- Directed by: Viktor Sergeev
- Written by: Igor Ageev
- Starring: Aleksandr Abdulov Yury Kuznetsov Larisa Belogurova Innokenty Smoktunovsky
- Cinematography: Sergei Sidorov
- Edited by: Lyudmila Obrazumova
- Music by: Eduard Artemyev
- Production company: Lenfilm
- Release date: 1991;
- Running time: 162 minutes
- Country: USSR
- Language: Russian

= Genius (1991 film) =

Genius (Гений) is сriminal drama with elements of satire, directed by Victor Sergeev in 1991.

==Plot==
1991, Saint Petersburg, last days of the USSR. Director of a greengrocery Sergei Nenashev earns money not only with trade, but also with fraud. However, he acts as a kind of Robin Hood: the victims of his scams are corrupt government officials, and other, often much more dangerous crooks. Some time ago, Nenashev worked at a secret research institution where he authored a number of technical innovations to which application was not found in the conditions of the Soviet economy. However now Nenashev with his associates expertly uses these "gadgets" in fraud.

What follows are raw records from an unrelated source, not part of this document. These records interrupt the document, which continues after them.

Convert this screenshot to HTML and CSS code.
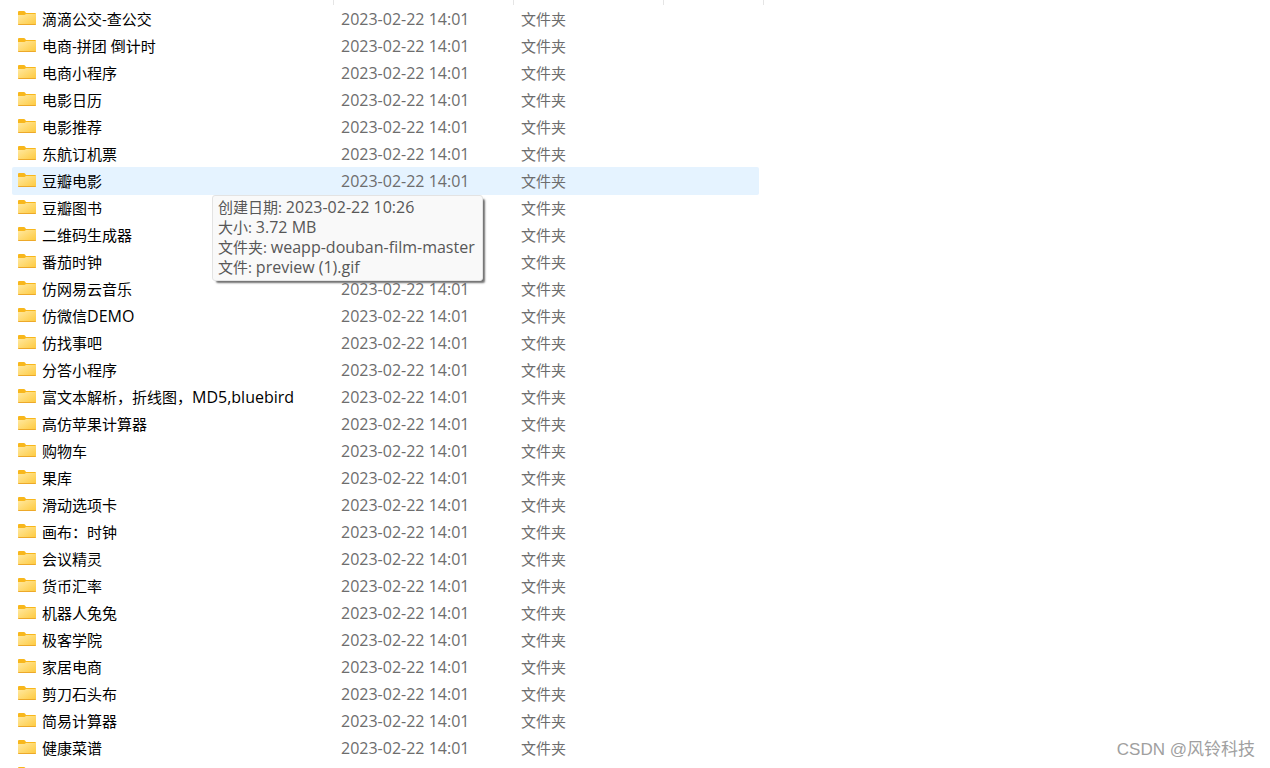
FILE: index.html
```html
<!DOCTYPE html>
<html lang="zh-CN">
<head>
<meta charset="utf-8">
<title>文件夹</title>
<link rel="stylesheet" href="styles.css">
</head>
<body>
<svg class="defs" aria-hidden="true">
  <defs>
    <linearGradient id="front" x1="0" y1="0" x2="1" y2="1">
      <stop offset="0" stop-color="#ffe9a2"/>
      <stop offset="1" stop-color="#fec93c"/>
    </linearGradient>
    <symbol id="folder" viewBox="0 0 18 14">
      <path d="M0 1Q0 0 1 0H6Q6.600 0 7 .5L8 2H17Q18 2 18 3V8H0Z" fill="#f8b71c"/>
      <path d="M0 4H6.500L8 3H18V13Q18 14 17 14H1Q0 14 0 13Z" fill="url(#front)"/>
      <path d="M0 13H18Q18 14 17 14H1Q0 14 0 13Z" fill="#eda92a"/>
    </symbol>
  </defs>
</svg>
<main class="explorer">
  <div class="column-ticks"><span></span><span></span><span></span><span></span></div>
  <table class="files">
    <colgroup><col class="col-name"><col class="col-date"><col class="col-type"><col class="col-size"></colgroup>
    <tbody>
      <tr><td><div class="name"><svg class="icon"><use href="#folder"/></svg>滴滴公交-查公交</div></td><td class="date">2023-02-22 14:01</td><td>文件夹</td><td></td></tr>
      <tr><td><div class="name"><svg class="icon"><use href="#folder"/></svg>电商-拼团 倒计时</div></td><td class="date">2023-02-22 14:01</td><td>文件夹</td><td></td></tr>
      <tr><td><div class="name"><svg class="icon"><use href="#folder"/></svg>电商小程序</div></td><td class="date">2023-02-22 14:01</td><td>文件夹</td><td></td></tr>
      <tr><td><div class="name"><svg class="icon"><use href="#folder"/></svg>电影日历</div></td><td class="date">2023-02-22 14:01</td><td>文件夹</td><td></td></tr>
      <tr><td><div class="name"><svg class="icon"><use href="#folder"/></svg>电影推荐</div></td><td class="date">2023-02-22 14:01</td><td>文件夹</td><td></td></tr>
      <tr><td><div class="name"><svg class="icon"><use href="#folder"/></svg>东航订机票</div></td><td class="date">2023-02-22 14:01</td><td>文件夹</td><td></td></tr>
      <tr class="hovered"><td><div class="name"><svg class="icon"><use href="#folder"/></svg>豆瓣电影</div></td><td class="date">2023-02-22 14:01</td><td>文件夹</td><td></td></tr>
      <tr><td><div class="name"><svg class="icon"><use href="#folder"/></svg>豆瓣图书</div></td><td class="date">2023-02-22 14:01</td><td>文件夹</td><td></td></tr>
      <tr><td><div class="name"><svg class="icon"><use href="#folder"/></svg>二维码生成器</div></td><td class="date">2023-02-22 14:01</td><td>文件夹</td><td></td></tr>
      <tr><td><div class="name"><svg class="icon"><use href="#folder"/></svg>番茄时钟</div></td><td class="date">2023-02-22 14:01</td><td>文件夹</td><td></td></tr>
      <tr><td><div class="name"><svg class="icon"><use href="#folder"/></svg>仿网易云音乐</div></td><td class="date">2023-02-22 14:01</td><td>文件夹</td><td></td></tr>
      <tr><td><div class="name"><svg class="icon"><use href="#folder"/></svg><span>仿微信<span class="latin">DEMO</span></span></div></td><td class="date">2023-02-22 14:01</td><td>文件夹</td><td></td></tr>
      <tr><td><div class="name"><svg class="icon"><use href="#folder"/></svg>仿找事吧</div></td><td class="date">2023-02-22 14:01</td><td>文件夹</td><td></td></tr>
      <tr><td><div class="name"><svg class="icon"><use href="#folder"/></svg>分答小程序</div></td><td class="date">2023-02-22 14:01</td><td>文件夹</td><td></td></tr>
      <tr><td><div class="name"><svg class="icon"><use href="#folder"/></svg><span>富文本解析，折线图，<span class="latin">MD5,bluebird</span></span></div></td><td class="date">2023-02-22 14:01</td><td>文件夹</td><td></td></tr>
      <tr><td><div class="name"><svg class="icon"><use href="#folder"/></svg>高仿苹果计算器</div></td><td class="date">2023-02-22 14:01</td><td>文件夹</td><td></td></tr>
      <tr><td><div class="name"><svg class="icon"><use href="#folder"/></svg>购物车</div></td><td class="date">2023-02-22 14:01</td><td>文件夹</td><td></td></tr>
      <tr><td><div class="name"><svg class="icon"><use href="#folder"/></svg>果库</div></td><td class="date">2023-02-22 14:01</td><td>文件夹</td><td></td></tr>
      <tr><td><div class="name"><svg class="icon"><use href="#folder"/></svg>滑动选项卡</div></td><td class="date">2023-02-22 14:01</td><td>文件夹</td><td></td></tr>
      <tr><td><div class="name"><svg class="icon"><use href="#folder"/></svg>画布：时钟</div></td><td class="date">2023-02-22 14:01</td><td>文件夹</td><td></td></tr>
      <tr><td><div class="name"><svg class="icon"><use href="#folder"/></svg>会议精灵</div></td><td class="date">2023-02-22 14:01</td><td>文件夹</td><td></td></tr>
      <tr><td><div class="name"><svg class="icon"><use href="#folder"/></svg>货币汇率</div></td><td class="date">2023-02-22 14:01</td><td>文件夹</td><td></td></tr>
      <tr><td><div class="name"><svg class="icon"><use href="#folder"/></svg>机器人兔兔</div></td><td class="date">2023-02-22 14:01</td><td>文件夹</td><td></td></tr>
      <tr><td><div class="name"><svg class="icon"><use href="#folder"/></svg>极客学院</div></td><td class="date">2023-02-22 14:01</td><td>文件夹</td><td></td></tr>
      <tr><td><div class="name"><svg class="icon"><use href="#folder"/></svg>家居电商</div></td><td class="date">2023-02-22 14:01</td><td>文件夹</td><td></td></tr>
      <tr><td><div class="name"><svg class="icon"><use href="#folder"/></svg>剪刀石头布</div></td><td class="date">2023-02-22 14:01</td><td>文件夹</td><td></td></tr>
      <tr><td><div class="name"><svg class="icon"><use href="#folder"/></svg>简易计算器</div></td><td class="date">2023-02-22 14:01</td><td>文件夹</td><td></td></tr>
      <tr><td><div class="name"><svg class="icon"><use href="#folder"/></svg>健康菜谱</div></td><td class="date">2023-02-22 14:01</td><td>文件夹</td><td></td></tr>
      <tr><td><div class="name"><svg class="icon"><use href="#folder"/></svg></div></td><td></td><td></td><td></td></tr>
    </tbody>
  </table>
  <div class="tooltip" role="tooltip">
    <div>创建日期: <span class="latin">2023-02-22 10:26</span></div>
    <div>大小: <span class="latin">3.72 MB</span></div>
    <div>文件夹: <span class="latin">weapp-douban-film-master</span></div>
    <div>文件: <span class="latin">preview (1).gif</span></div>
  </div>
  <div class="watermark">CSDN @风铃科技</div>
</main>
</body>
</html>
```
FILE: styles.css
```css
body {
  margin: 0;
  background: #fff;
  color: #000;
  font: 15px/20px "Open Sans", "Noto Sans CJK SC", sans-serif;
}

.defs {
  position: absolute;
  width: 0;
  height: 0;
}

.explorer {
  position: relative;
  height: 100vh;
  overflow: hidden;
  padding-left: 12px;
  box-sizing: border-box;
}

.column-ticks {
  display: grid;
  grid-template-columns: 322px 180px 150px 100px;
  height: 5px;
}

.column-ticks span {
  border-right: 1px solid #e5e5e5;
}

.files {
  width: 747px;
  table-layout: fixed;
  border-collapse: separate;
  border-spacing: 0;
}

.col-name { width: 321px; }
.col-date { width: 180px; }
.col-type { width: 150px; }

.files td {
  height: 27px;
  box-sizing: border-box;
  padding: 1px 0 0 8px;
  color: #6d6d6d;
  white-space: nowrap;
}

.files td:first-child {
  padding-left: 6px;
  color: #000;
}

.files .date,
.latin {
  font-size: 16px;
}

.name {
  display: flex;
  align-items: center;
  gap: 6px;
}

.icon {
  width: 18px;
  height: 14px;
  flex: none;
  margin-bottom: 2px;
}

.hovered td {
  background: #e5f3ff;
  box-shadow: 0 1px #e5f3ff;
}

.hovered td:first-child { border-radius: 2px 0 0 2px; }
.hovered td:last-child { border-radius: 0 2px 2px 0; }

.tooltip {
  position: absolute;
  left: 212px;
  top: 195px;
  padding: 1px 7px 3px 5px;
  border: 1px solid #e3e3e3;
  border-radius: 3px;
  background: #f9f9f9;
  box-shadow: 3px 3px 2px -1px #707070;
  color: #575757;
  white-space: nowrap;
}

.watermark {
  position: absolute;
  right: 15px;
  bottom: 8px;
  color: #a0a0a0;
  font: 17px/20px "Liberation Sans", "Noto Sans CJK SC", sans-serif;
}
```
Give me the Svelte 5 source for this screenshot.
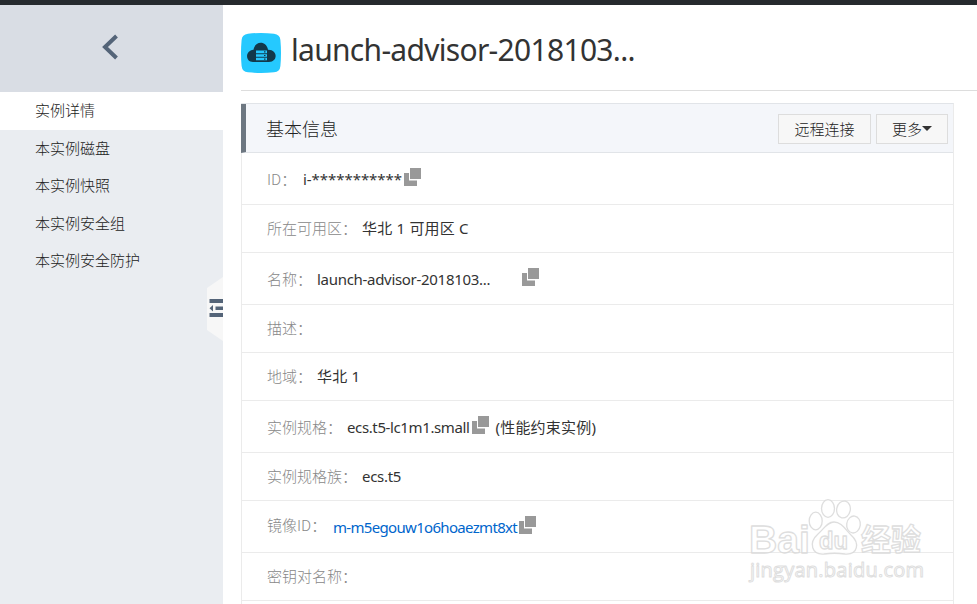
<script>
  const menu = ['实例详情', '本实例磁盘', '本实例快照', '本实例安全组', '本实例安全防护'];
  const rows = [
    { label: 'ID：', value: 'i-***********', w: 36, ls: -0.05, copy: true, tall: true },
    { label: '所在可用区：', value: '华北 1 可用区 C', w: 95, ls: 0.2 },
    { label: '名称：', value: 'launch-advisor-2018103...', w: 50, ls: -0.3, copy: true, tall: true, far: true },
    { label: '描述：', value: '', w: 50 },
    { label: '地域：', value: '华北 1', w: 50, ls: 0.2 },
    { label: '实例规格：', value: 'ecs.t5-lc1m1.small', w: 80, ls: -0.38, copy: true, tall: true, note: '(性能约束实例)' },
    { label: '实例规格族：', value: 'ecs.t5', w: 95, ls: -0.3 },
    { label: '镜像ID：', value: 'm-m5egouw1o6hoaezmt8xt', w: 66, ls: -0.68, copy: true, tall: true, link: true },
    { label: '密钥对名称：', value: '', w: 95 },
    { label: '', value: '', w: 0 }
  ];
</script>

<div class="page">
  <div class="topbar"></div>
  <div class="body">
    <aside>
      <div class="back">
        <svg width="18" height="26" viewBox="0 0 18 26"><path d="M15.5 2 L4 13 L15.5 24" fill="none" stroke="#546478" stroke-width="4" /></svg>
      </div>
      <nav>
        {#each menu as item, i}
          <div class="item" class:active={i === 0}>{item}</div>
        {/each}
      </nav>
      <div class="handle">
        <svg width="16" height="64" viewBox="0 0 16 64">
          <path d="M16 0 L0 11 V53 L16 64Z" fill="#f7f7f7" />
          <path d="M2.500 22H16V26H2.500Z M8.500 29.500H16V33H8.500Z M2.500 36H16V40H2.500Z M6 28V34.500L2.500 31.200Z" fill="#546478" />
        </svg>
      </div>
    </aside>
    <main>
      <header>
        <svg class="logo" width="40" height="40" viewBox="0 0 40 40">
          <path d="M7 .8 Q20 -.8 33 .8 Q39 1.5 39.4 7 Q40.6 20 39.4 33 Q39 38.7 33 39.3 Q20 40.7 7 39.3 Q1.2 38.7 .6 33 Q-.6 20 .6 7 Q1 1.5 7 .8Z" fill="#25c9ff" />
          <path d="M12 29 C4 29 4 17.5 12.5 16.8 C14 7.5 25.5 7.500 27 16.800 C37 16.500 37 29 28 29Z" fill="#12394b" />
          <path d="M15 17.500H26V20.200H15Z M15 21.200H26V23.700H15Z M15 24.700H26V27.300H15Z" fill="#25c9ff" />
          <path d="M23 18.200h1.500v1.200h-1.500z M23 21.900h1.500v1.200h-1.500z M23 25.500h1.500v1.200h-1.500z" fill="#12394b" />
        </svg>
        <h1>launch-advisor-2018103...</h1>
      </header>
      <section>
        <div class="head">
          <h2>基本信息</h2>
          <button class="remote">远程连接</button>
          <button class="more">更多<svg width="10" height="5" viewBox="0 0 10 5"><path d="M0 0H10L5 5Z" fill="#333" /></svg></button>
        </div>
        {#each rows as r}
          <div class="row" class:tall={r.tall} class:image={r.link}>
            <span class="label" style:width="{r.w}px">{r.label}</span>
            <span class="value" class:link={r.link} style:letter-spacing="{r.ls ?? 0}px">{r.value}</span>
            {#if r.copy}
              <svg class="copy" class:far={r.far} width="17" height="18" viewBox="0 0 17 18"><path d="M6 0H17V11H6Z M0 5H5V12.500H13V18H0Z" fill="#999" /></svg>
            {/if}
            {#if r.note}<span class="value note">{r.note}</span>{/if}
          </div>
        {/each}
      </section>
    </main>
  </div>
  <svg class="mark" width="190" height="94" viewBox="740 495 190 94">
    <g fill="#fff" stroke="#d9d9d9" stroke-width="1.300" stroke-linejoin="round">
      <text class="bai" x="749" y="553" font-size="39" font-weight="700" textLength="61" lengthAdjust="spacingAndGlyphs">Bai</text>
      <ellipse cx="815.700" cy="521" rx="6.500" ry="8.800" />
      <ellipse cx="828" cy="508.500" rx="6.500" ry="8.800" />
      <ellipse cx="843.500" cy="509.500" rx="6.800" ry="8.500" transform="rotate(12 843.500 509.500)" />
      <ellipse cx="853.500" cy="524.500" rx="6.800" ry="8.500" transform="rotate(8 853.500 524.500)" />
      <path d="M834 522 C827 522 824 529 818 534 C808 543 812 555 824 554 C831 553 838 553 845 554 C858 555 860 543 851 535 C845 529 841 522 834 522Z" />
      <text class="bai" x="819" y="549" font-size="24" font-weight="700" textLength="29" lengthAdjust="spacingAndGlyphs">du</text>
      <text x="861" y="550" font-size="30" font-weight="700" textLength="60">经验</text>
      <text class="url" x="750" y="577" font-size="20" stroke-width="1" textLength="174">jingyan.baidu.com</text>
    </g>
  </svg>
</div>

<style>
  :global(body) { margin: 0; background: #fff; }
  .page {
    position: relative; width: 977px; height: 604px; overflow: hidden;
    font-family: "Noto Sans", "Noto Sans CJK SC", sans-serif;
    font-size: 15px; color: #333; background: #fff;
  }
  .topbar { height: 5px; background: #262a2e; }
  .body { display: flex; height: 599px; }
  aside { position: relative; width: 223px; flex: none; background: #eaedf1; }
  .back { height: 87px; background: #d9dde4; display: flex; align-items: center; justify-content: center; box-sizing: border-box; padding: 0 4px 3px 0; }
  .item { height: 37.500px; line-height: 35px; padding-left: 35px; font-family: "Noto Sans CJK SC", sans-serif; font-weight: 300; color: #222; }
  .item.active { background: #fff; }
  .handle { position: absolute; right: 0; top: 272px; height: 64px; }
  .handle svg { display: block; }
  main { flex: 1; min-width: 0; padding-left: 18px; }
  header { display: flex; align-items: flex-start; height: 85px; border-bottom: 1px solid #ddd; }
  .logo { margin-top: 28px; flex: none; }
  h1 { margin: 22px 0 0 10px; font-size: 30px; line-height: 46px; font-weight: 400; letter-spacing: -0.7px; white-space: nowrap; }
  section { width: 711px; margin-top: 12px; border: 1px solid #e8e8e8; border-color: #e1e4e8 #ebebeb; }
  .head { display: flex; align-items: center; height: 48px; margin-left: -1px; border-left: 5px solid #6d7781; border-bottom: 1px solid #e1e4e8; background: #f4f6fa; padding: 0 5px 0 20px; }
  h2 { flex: 1; margin: 0; font: 300 18px/48px "Noto Sans CJK SC", sans-serif; color: #222; }
  button { box-sizing: border-box; height: 30px; margin: 1px 0 0; padding: 0; border: 1px solid #ddd; background: #f7f7f7; color: #222; font: 300 15px/28px "Noto Sans CJK SC", sans-serif; display: flex; align-items: center; justify-content: center; }
  .remote { width: 93px; }
  .more { width: 72px; margin-left: 5px; }
  .row { display: flex; align-items: center; height: 47px; border-bottom: 1px solid #ebebeb; padding-left: 25px; white-space: nowrap; line-height: 24px; }
  .row.tall { height: 51px; }
  .label { color: #888; font-family: "Noto Sans CJK SC", sans-serif; font-weight: 300; flex: none; padding-bottom: 2px; }
  .tall .label { padding: 0; }
  .image .label { padding-bottom: 4px; }
  .value { font-size: 15px; padding-bottom: 2px; }
  .tall .value { padding: 0; }
  .link { color: #06c; }
  .copy { margin: 0 0 3px 2px; }
  .copy.far { margin-left: 32px; }
  .value.note { margin-left: 7px; letter-spacing: .2px; }
  .mark { position: absolute; left: 740px; top: 495px; opacity: .85; }
  .bai { font-family: "Liberation Sans", sans-serif; }
  .url { font-family: "Open Sans", sans-serif; }
</style>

As a result of a "transaction", a batch of "Parabolic antennas", fake, of course, were sold to Azerbaijanis who trade flowers on the market. A little later, having received incriminating videos of the intimate kind featuring businessman Baev (orgy with prostitutes) and theater director Arkhipov (homosexual act with a young waiter), Nenashev starts to blackmail both of them. Attempts by the police to arrest Nenashev while he is getting the money are thwarted: each time Sergei finds an ingenious way to outwit the police.

Nenashev has a teenage daughter from his first marriage, but after the divorce, he is alone. Suddenly, at the hairdresser's Sergei meets Nastya, a very beautiful girl from a simple working family. Nastya's parents strongly disapprove of the "speculator" Nenashev's flirting with their daughter. Nastya also believes that she is just another "plaything" for the cynical rich man. However, a longer acquaintance with Sergei assures Nastya that he sincerely loves her, and then reciprocal feelings awaken in the girl.

Trouble comes from an unexpected side. Exiled for petty theft Kostya, Nenashev's assistant, finds the Azerbaijanis with fake antennas and their benefactor - powerful mafioso "Prince" Gilya. "Prince", wanting to punish Nenashev who deceived him, orders him to pay a huge sum of money, taking Sergei's daughter hostage. Having sold all the property and taking money in debt, Nenashev collects the required amount, but "Prince" requires a new redemption, this time in a foreign currency. So without letting go of Nenashev's daughter, mafia takes Nastya as hostage too.

Realizing that he alone can not do anything, Nenashev refers to the police, which has been on the hunt of the "Prince" for a long time. Employees of the department for combating organized crime agree to help Nenashev, but in return he must produce a written statement describing all the occurrences of his fraud. Sergei personally writes it, receives the dollars from the police and goes to meet the "Prince". During the transfer of money a special police unit storms the suburban cottage of the mafioso. The "Prince" is arrested; his chief henchman "Mormon" and Kostya who betrayed Nenashev die in the shootout.

Nastya and Nenashev's daughter are released, and Sergei wants to take them home. However, Major Kuzmin has Nenashev's confession and is ready to arrest him but... in response he receives the latest "trick" of the genius swindler. The pen Sergei wrote his confession with contained disappearing ink, and the stunned Major realizes he is holding a blank sheet of paper.

==Cast==
- Aleksandr Abdulov as Sergei Vladimirovich Nenashev, "Daddy"
- Larisa Belogurova as Nastya Smirnova
- Yury Kuznetsov as Andrey Sergeevich Kuzmin, police major
- Innokenty Smoktunovsky as Mafia leader Gilya
- Viktor Ilichyov as Makar, Nenashev's henchman
- Sergei Prokhanov as Kostya, Nenashev's henchman
- Anatoly Kuznetsov as Valentin Smirnov, Nastya's dad
- Valentina Talyzina as Lubov Smirnova, Nastya's mom
- Victor Kostetskiy as Ivan Vazhin, police major
- Algis Matulionis as Uvarov, police colonel
- Anastasiya Melnikova as policewoman
- Boris Klyuyev as Aleksandr Aleksandrovich Arkhipov, director of theater
- Viktor Smirnov as Aleksei Nikolaevich Baev, businessman
- Tamara Shempel as Baev's wife
- Lev Lemke as Prof. Nathanson
- Gabriel Vorobyov as waiter
- Alina Mikhalova as Natasha, Nenashev's daughter

==Awards==
At the 1992 Kinotavr film festival, screenwriter Igor Ageev received a special jury prize for his work on the film.